Even in a world with the pyrotechnics of the Beastie Boys, the zany antics of Beck Hansen's flirtation with hip-hop are quirky enough. Like that raucous bunch from Brooklyn, Beck's take on the rap world is essentially a humorous and harmless one—he doesn't try to out-bad the likes of Snoop Doggy Dog, the Geto Boys, Tupac Shakur, Dr. Dre or any of the other major players of that scene; doesn't try to cultivate an image of being too cool to approach; doesn't even bother to sing about bitches and forty-ouncers. What he does instead is use the rap form as a springboard for his often wild flights of the imagination, and if it sometimes doesn't sound quite like anything that would ever come out of the studios of either Easy-E or Suge Knight, so much the better.

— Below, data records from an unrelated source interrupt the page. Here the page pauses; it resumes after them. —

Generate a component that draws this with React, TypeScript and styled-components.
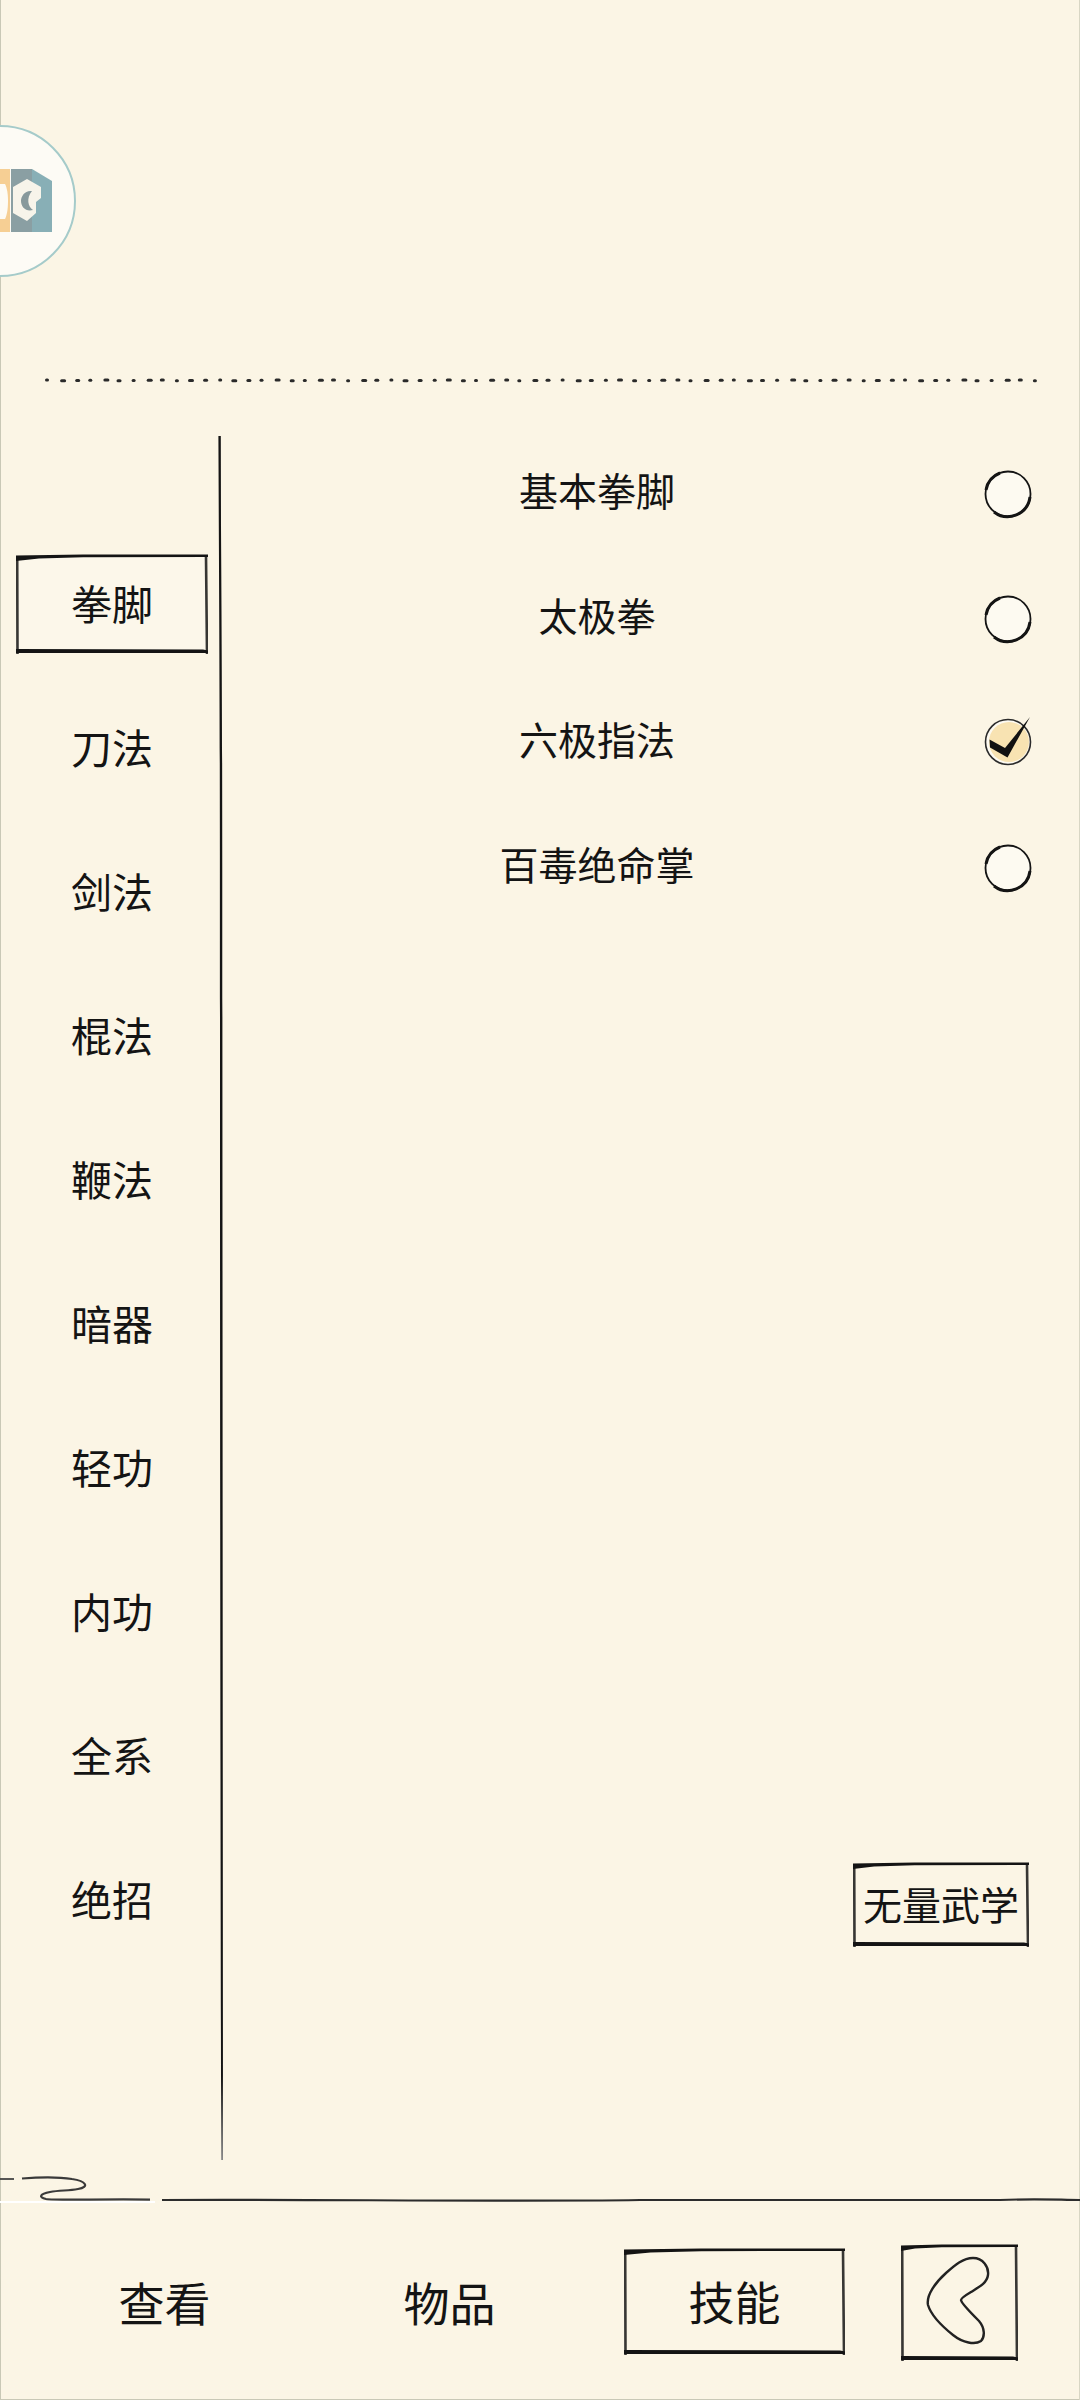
import React from "react";
import styled, { createGlobalStyle } from "styled-components";

const GlobalStyle = createGlobalStyle`
  html, body {
    margin: 0;
    padding: 0;
    background: #fbf5e5;
  }
  * {
    box-sizing: border-box;
  }
`;

const INK = "#141414";

const Page = styled.div`
  position: relative;
  width: 1080px;
  height: 2400px;
  overflow: hidden;
  display: flex;
  flex-direction: column;
  background: #fbf5e5;
  color: ${INK};
  font-family: "Noto Sans CJK SC", "Noto Sans", sans-serif;
  font-weight: 400;
  box-shadow: inset 1px 0 0 #c9c8b6, inset -1px 0 0 #d8d6c4, inset 0 -1px 0 #c9c8b6;
`;

const TopArea = styled.header`
  flex: none;
  height: 430px;
  padding-top: 125px;
`;

const LogoCircle = styled.div`
  width: 152px;
  height: 152px;
  margin-left: -76px;
  border-radius: 50%;
  border: 2px solid #a5cbca;
  background: #fdfbf5;
  overflow: hidden;
`;

const DotLine = styled.svg`
  display: block;
  margin-top: 100px;
`;

const Main = styled.main`
  flex: 1;
  min-height: 0;
  display: flex;
`;

const Sidebar = styled.nav`
  flex: none;
  width: 216px;
  padding: 102px 0 0 16px;
  display: flex;
  flex-direction: column;
`;

const TabRow = styled.div`
  height: 144px;
  display: flex;
  align-items: center;
`;

const SketchBox = styled.div<{ $w: number; $h: number; $size: number }>`
  position: relative;
  flex: none;
  width: ${(p) => p.$w}px;
  height: ${(p) => p.$h}px;
  display: flex;
  align-items: center;
  justify-content: center;
  font-size: ${(p) => p.$size}px;
  line-height: 1;
`;

const FrameSvg = styled.svg`
  position: absolute;
  inset: 0;
  pointer-events: none;
`;

const TabFill = styled.div`
  position: absolute;
  inset: 2px;
  background: #fcf7ea;
`;

const BoxLabel = styled.span`
  position: relative;
  padding-bottom: 3px;
`;

const RuleSvg = styled.svg`
  flex: none;
  display: block;
  margin-top: 6px;
`;

const Content = styled.section`
  flex: 1;
  min-width: 0;
  display: flex;
  flex-direction: column;
`;

const SkillList = styled.ul`
  list-style: none;
  margin: 0;
  padding: 0 50px 0 0;
`;

const SkillRow = styled.li`
  height: 124.7px;
  display: grid;
  grid-template-columns: 1fr 46px;
  column-gap: 14px;
  align-items: center;
`;

const SkillName = styled.span`
  text-align: center;
  font-size: 39px;
  line-height: 1;
  padding-bottom: 6px;
`;

const RadioSvg = styled.svg<{ $checked: boolean }>`
  display: block;
  overflow: visible;
  margin: ${(p) => (p.$checked ? "0" : "3px")} -2px 0 0;
`;

const ActionWrap = styled.div`
  margin-top: auto;
  margin-bottom: 223px;
  margin-right: 51px;
  align-self: flex-end;
`;

const DividerSvg = styled.svg`
  flex: none;
  display: block;
`;

const Footer = styled.footer`
  flex: none;
  height: 196px;
  padding-left: 22px;
  display: grid;
  grid-template-columns: 285px 285px 285px auto;
  align-items: center;
`;

const FooterItem = styled.div`
  display: flex;
  justify-content: center;
  font-size: 46px;
  line-height: 1;
  padding-bottom: 2px;
`;

const BackIconSvg = styled.svg`
  position: absolute;
  inset: 0;
`;

const BackCell = styled.div`
  padding-left: 24px;
`;

const tabs = ["拳脚", "刀法", "剑法", "棍法", "鞭法", "暗器", "轻功", "内功", "全系", "绝招"];
const skills = [
  { name: "基本拳脚", checked: false },
  { name: "太极拳", checked: false },
  { name: "六极指法", checked: true },
  { name: "百毒绝命掌", checked: false },
];

// hand drawn rectangle: heavy wedge top left, heavy bottom edge
const SketchFrame = ({ w, h }: { w: number; h: number }) => (
  <FrameSvg width={w} height={h} viewBox={`0 0 ${w} ${h}`}>
    <path d={`M1.5 ${h} L1.2 2 M${w - 2} 2 L${w - 1} ${h}`} stroke={INK} strokeWidth="2.6" fill="none" opacity="0.85" />
    <path d={`M0 1.5 L${w * 0.35} 0.5 L${w} 0.5 L${w} 3 L${w * 0.35} 3.2 L${w * 0.12} 4.5 L0 7 Z`} fill={INK} />
    <path d={`M0 ${h - 5} L${w - 5} ${h - 4.5} L${w} ${h - 3.5} L${w} ${h - 1} L0 ${h - 1} Z`} fill={INK} />
  </FrameSvg>
);

const Radio = ({ checked }: { checked: boolean }) => (
  <RadioSvg $checked={checked} width="48" height="48" viewBox="0 0 48 48">
    <circle cx="24" cy="24" r="22.5" fill="#fdfaf1" />
    {checked ? (
      <>
        <ellipse cx="25" cy="24" rx="20" ry="20" fill="#f8e3b2" />
        <circle cx="24" cy="24" r="22.5" fill="none" stroke="#2b2b2b" strokeWidth="1.6" />
        <path d="M5.5 21.5 L21 30 L46 -1 L23.5 39.5 L6 29.5 Z" fill="#111" />
      </>
    ) : (
      <>
        <circle cx="24" cy="24" r="22.5" fill="none" stroke={INK} strokeWidth="1.8" />
        <path d="M46 27 A22.5 22.5 0 0 1 10 42 M2 20 A22.5 22.5 0 0 1 16 3" fill="none" stroke={INK} strokeWidth="3" />
      </>
    )}
  </RadioSvg>
);

const Logo = () => (
  <svg width="148" height="148" viewBox="-74 126 148 148" style={{ display: "block" }}>
    <path d="M-10 168H10V231H-10Z" fill="#f6cf94" />
    <path d="M-10 183H5C9 190 9 210 5 218H-10Z" fill="#fdfbf5" />
    <path d="M11 168H32V231H11Z" fill="#8a9fa3" />
    <path d="M32 168L52 180V231H32Z" fill="#88afb6" />
    <path d="M27 178L41 186V197L36 201V212L27 220L13 212V186Z" fill="#f7f4ea" />
    <path d="M32 190C25 189 21 195 21 200C21 206 26 211 33 209C28 206 26 197 32 190Z" fill="#87999c" />
  </svg>
);

const DOT_COUNT = 70;
const dots = Array.from({ length: DOT_COUNT }, (_, i) => ({
  x: 45 + i * 14.3 + ((i * 7) % 5) * 0.4,
  w: 4 + ((i * 5) % 3),
  y: 1.5 + ((i * 3) % 4) * 0.25,
}));

export default function App() {
  return (
    <Page>
      <GlobalStyle />
      <TopArea>
        <LogoCircle>
          <Logo />
        </LogoCircle>
        <DotLine width="1080" height="6" viewBox="0 0 1080 6">
          {dots.map((d) => (
            <rect key={d.x} x={d.x} y={d.y} width={d.w} height="3" rx="1.5" fill="#2a2a2a" />
          ))}
        </DotLine>
      </TopArea>

      <Main>
        <Sidebar>
          {tabs.map((tab, i) => (
            <TabRow key={tab}>
              <SketchBox $w={192} $h={100} $size={41}>
                {i === 0 && <TabFill />}
                {i === 0 && <SketchFrame w={192} h={100} />}
                <BoxLabel>{tab}</BoxLabel>
              </SketchBox>
            </TabRow>
          ))}
        </Sidebar>

        <RuleSvg width="8" height="1724" viewBox="0 0 8 1724">
          <defs>
            <linearGradient id="rule-fade" gradientUnits="userSpaceOnUse" x1="0" y1="1640" x2="0" y2="1724">
              <stop offset="0" stopColor={INK} />
              <stop offset="1" stopColor="#888" />
            </linearGradient>
          </defs>
          <path d="M2.4 0 L2.8 90 C3.6 240 4 330 4 600 C4 1000 4.4 1400 5.2 1724 L7 1724 C6.8 1400 6.6 1000 6.4 600 C6.4 330 6 240 5 90 L4.8 0 Z" fill="url(#rule-fade)" />
        </RuleSvg>

        <Content>
          <SkillList>
            {skills.map((s) => (
              <SkillRow key={s.name}>
                <SkillName>{s.name}</SkillName>
                <Radio checked={s.checked} />
              </SkillRow>
            ))}
          </SkillList>
          <ActionWrap>
            <SketchBox $w={176} $h={85} $size={39}>
              <SketchFrame w={176} h={85} />
              <BoxLabel>无量武学</BoxLabel>
            </SketchBox>
          </ActionWrap>
        </Content>
      </Main>

      <DividerSvg width="1080" height="34" viewBox="0 0 1080 34">
        <path d="M0 9 H14" fill="none" stroke="#444" strokeWidth="1.8" />
        <path
          d="M22 8.5 C40 7 60 7 72 9 C86 11 90 17 78 19 C68 21 60 20 50 22 C40 24 38 27 46 29 C54 30.5 100 29 150 29.6"
          fill="none"
          stroke="#3a3a3a"
          strokeWidth="2.2"
        />
        <path d="M162 30 C300 29 500 32 640 30 C800 29 950 31 1000 30 C1040 28.5 1060 30 1080 30" fill="none" stroke="#2c2c2c" strokeWidth="2.2" />
        <rect x="0" y="31" width="155" height="2" fill="#ffffff" />
      </DividerSvg>

      <Footer>
        <FooterItem>查看</FooterItem>
        <FooterItem>物品</FooterItem>
        <FooterItem>
          <SketchBox $w={221} $h={107} $size={46}>
            <SketchFrame w={221} h={107} />
            <BoxLabel>技能</BoxLabel>
          </SketchBox>
        </FooterItem>
        <BackCell>
          <SketchBox $w={117} $h={117} $size={46}>
            <SketchFrame w={117} h={117} />
            <BackIconSvg width="117" height="117" viewBox="0 0 117 117">
              <path
                d="M45 29 C54 21 62 14 72 14 C82 14 88 23 87 31 C86 39 78 43 70 48 C65 51 60 54 60 56 C60 59 70 69 78 77 C84 84 84 93 80 97 C74 101 62 99 52 91 C42 83 30 71 27 61 C25 51 35 38 45 29 Z"
                fill="none"
                stroke="#222"
                strokeWidth="2.4"
              />
            </BackIconSvg>
          </SketchBox>
        </BackCell>
      </Footer>
    </Page>
  );
}
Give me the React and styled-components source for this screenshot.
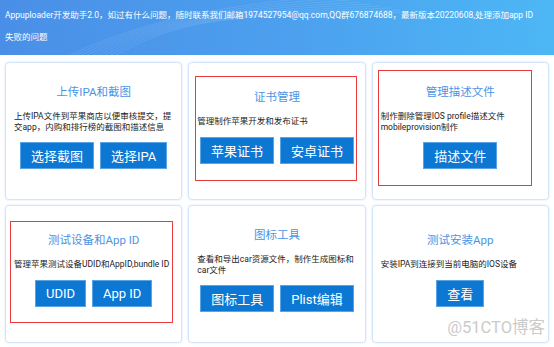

This much is obvious from the opening track of Beck's new album, "Odelay". "Devil's Haircut" is a bombastic blend of several styles, glued together with a steady, thumping and highly danceable rhthym block of bass and drums. Listeners unfamiliar with his work shouldn't let this description put them off, though; unlike the voyages of such acts as King's X and much of Faith No More's material, Beck's blending and bending of genres is almost always listenable, even when the stylistic shifts are on the abrupt side (as in the case of the first single "Where It's At," which starts off as a sample-laden rap stomp before segueing into a mellow, soothing interlude with keyboards that flow like water). It's all held together, though, by a sophisticated, ironic sensibility. "Hot Wax," for example, displays some vicious beats, as well as a few wild slides out of form—Beck knows exactly when he is and when he is not following the rules of laying down a tune that will pack the dance floor. "Minus" is a scattershot mix that sounds as if it might derail itself at any moment, though the soaring, one-note chorus magically keeps it roaring right on course. Cynics may have been tempted to say that his 1994 hit single "Loser" was a mere cover-up for the fact that he couldn't lay rhymes down like the boys from the 'hood, but the most cursory listen to his new collection proves that the surreal and unpredictable quality of his songs is not only a legitimate approach in and of itself, but one which he cultivates with zeal.

Oddly, Beck's skill as a straight-ahead guitar twanger has never really been recognized for the minor genius that it is, despite the abundance of evidence. "Jack-Ass," despite its funny name and soundbits from the animal that is the song's namesake, is an undeniably pretty and touching number; it's as if Beck were taking a breather from the high-octane craziness of the album's other tracks to chill out and write a musical letter to a long-lost friend. "Ramshackle" explores similar emotional territory. Wistful and maudlin, it nonetheless showcases a sweeping vibrancy reminiscent of Mellow Gold's closing number "Black Hole," and, believe it or not, the quiet strummings of Led Zeppelin III and much of Neil Young's acoustic mid-Seventies work. Though these and other folk- and country-inspired tunes still comprise only a fraction of his work, they may wind up being what he is remembered for. That is, a gifted, earnest and serious songwriter—in spite of or, perhaps, because of all the goofiness he projects to the world.